The question becomes how does a company gain visibility throughout the supply chain so they can comply with the mandate? That’s actually a standard risk management conundrum.
“First and foremost,” says Sinha, “companies must do due diligence with their suppliers. This can be done through surveys or polls, direct outreach and more. In fact, many companies develop a standard questionnaire or survey to gather relevant and up-to-date information from their suppliers. Additionally, companies can gain visibility through their distributors and manufacturers. For example, if a company is using a manufacturing partner to provide product development support, it would need to also inquire about that company’s sourcing history and practices around conflict minerals. Lastly, companies should attempt to gain supply chain visibility through audits and assessments, which can be done by third parties or internally by their own employees who can visit the factories and/or the suppliers and perform a surprise or planned audit.”

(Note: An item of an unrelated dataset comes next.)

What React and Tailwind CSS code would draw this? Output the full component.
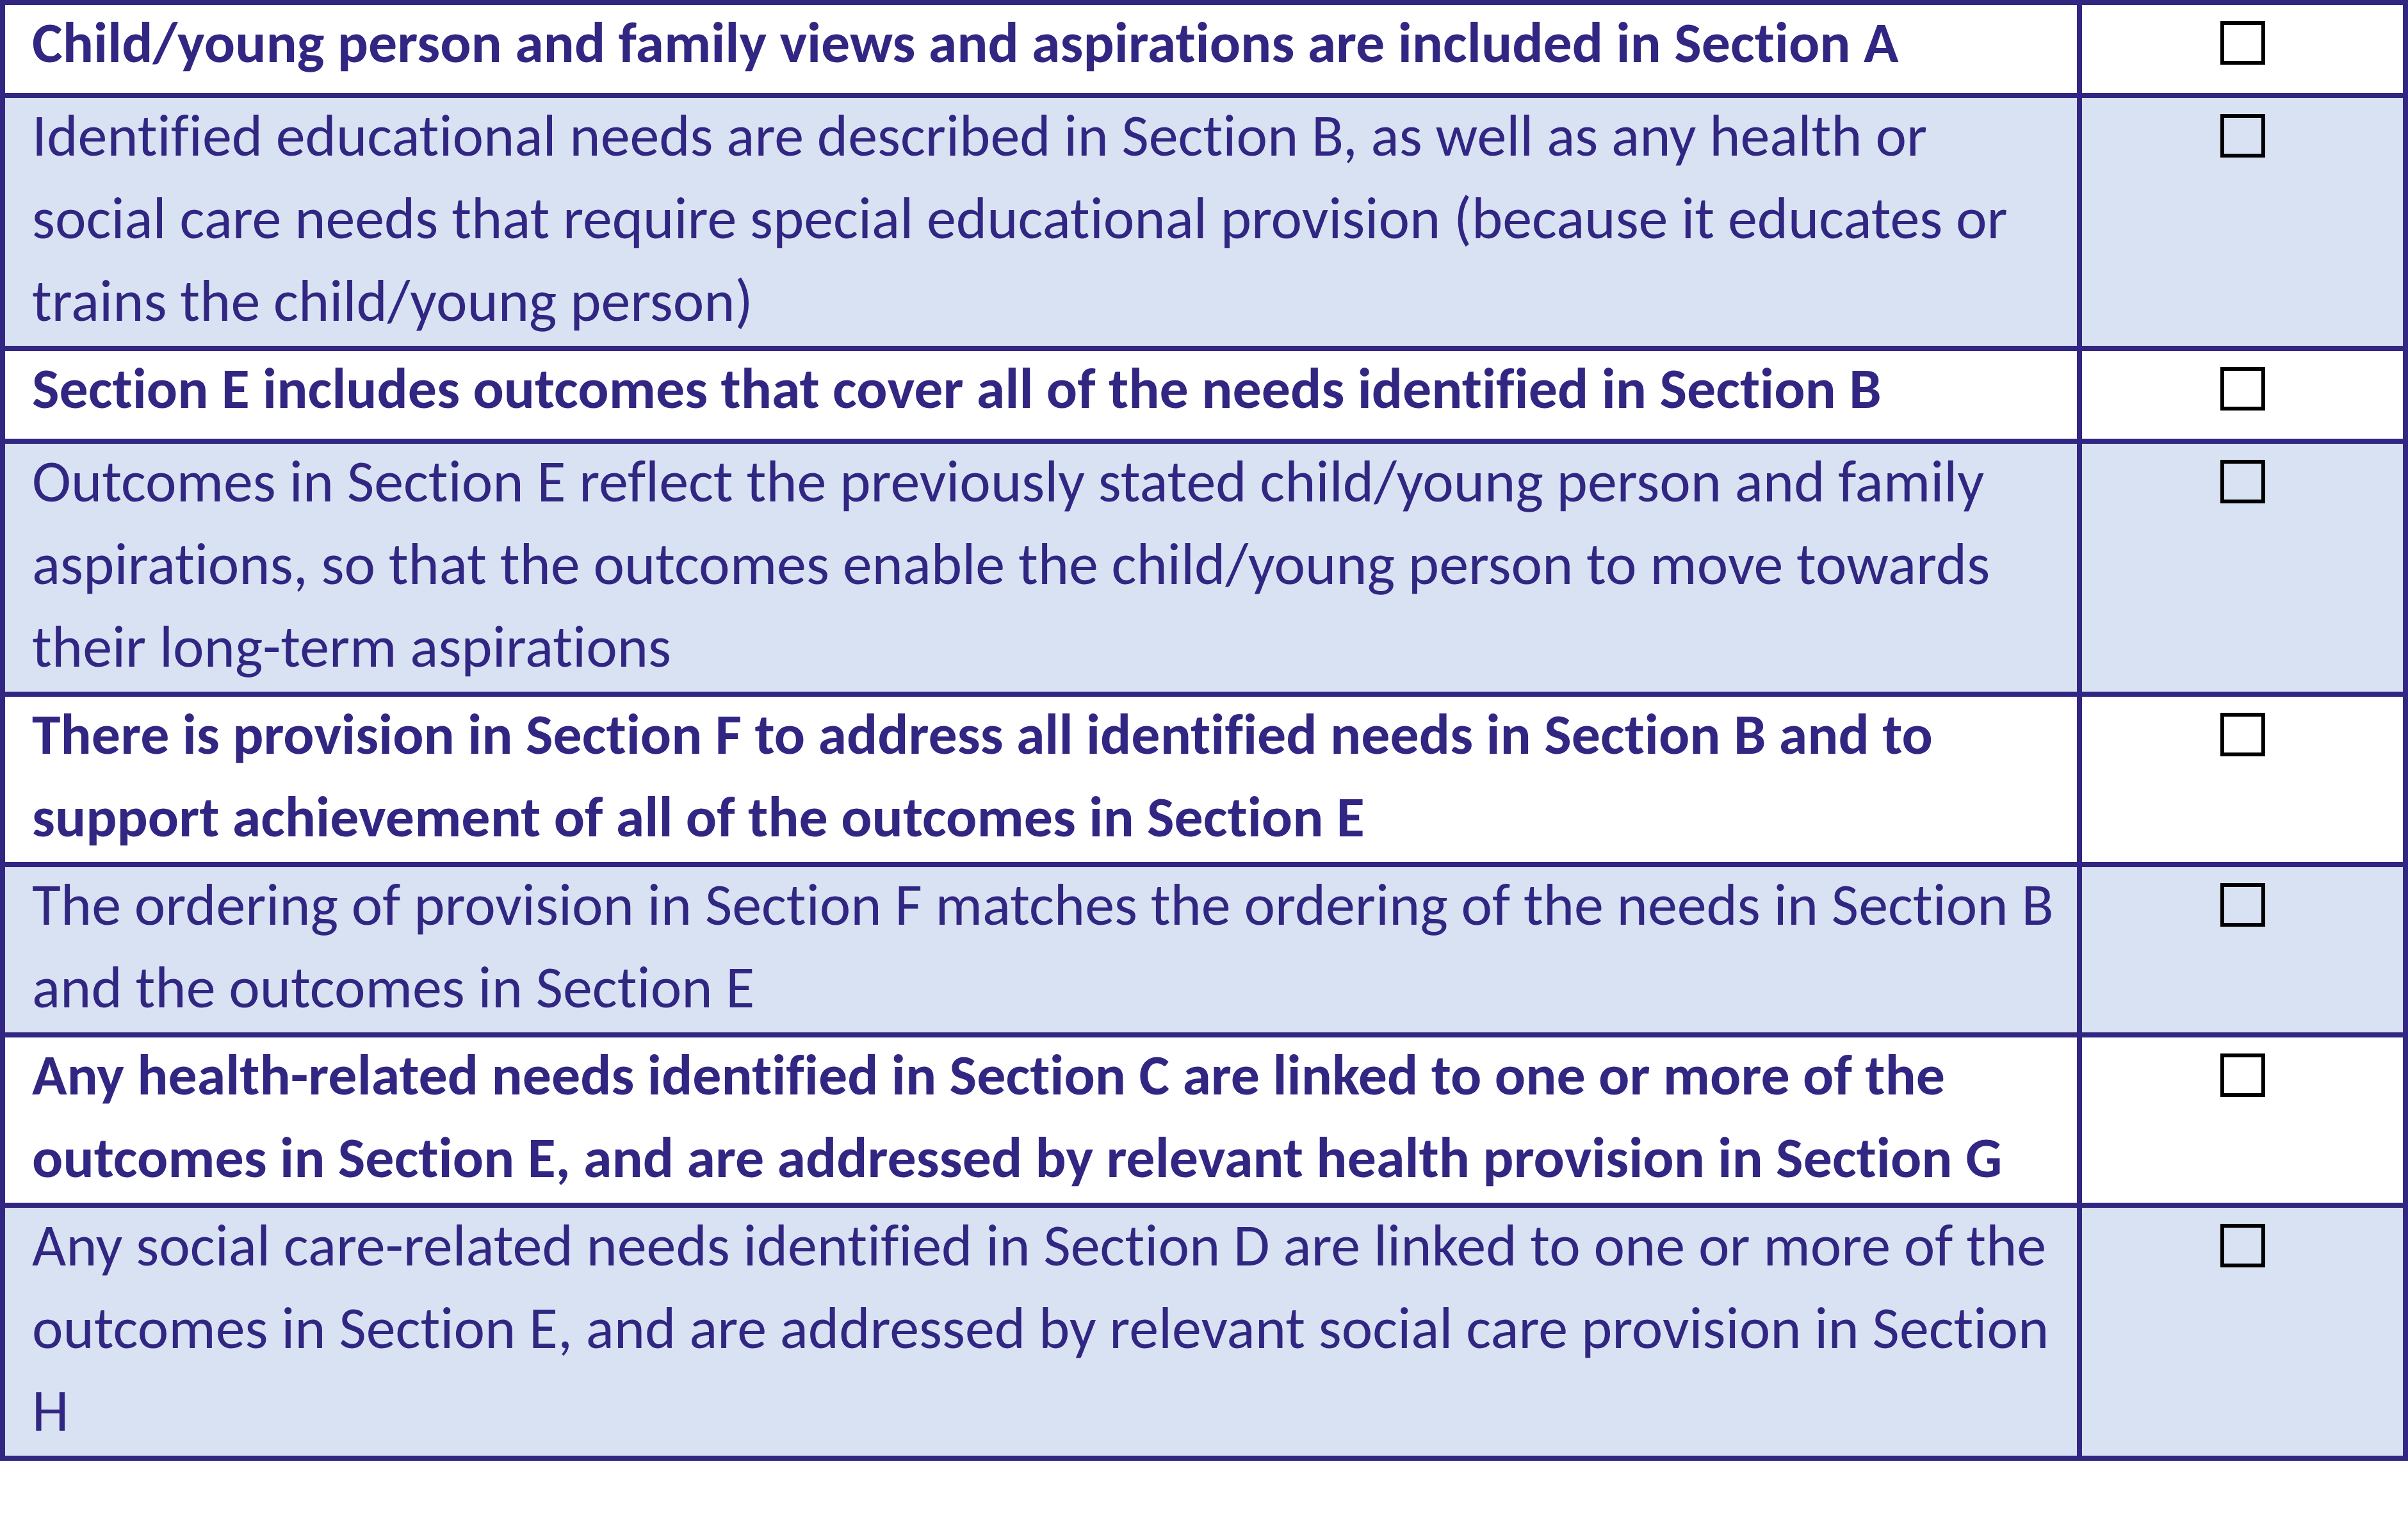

While performing this due diligence, companies would be wise to keep their eyes open for other violations, whether legal or moral. “Where there’s conflict, there’s corruption,” Luxton says. “It’s not just conflict minerals. You have to be aware of others. These things all have to be centralized so you can be alert to all things that you need to be aware of and handle.
“Some of the biggest companies are looking for violations among their suppliers, including human trafficking. Intel has its own truth squad. They go through the entire supply chain to certify their suppliers. In 2014 they found one using gold from North Korea. That’s a violation of OFAC (Office of Foreign Assets Control) of the U.S. Treasury.”
Transparency and visibility may be considered by many in business as buzzwords, but if they’re not acted upon, the next business buzzword could be disaster.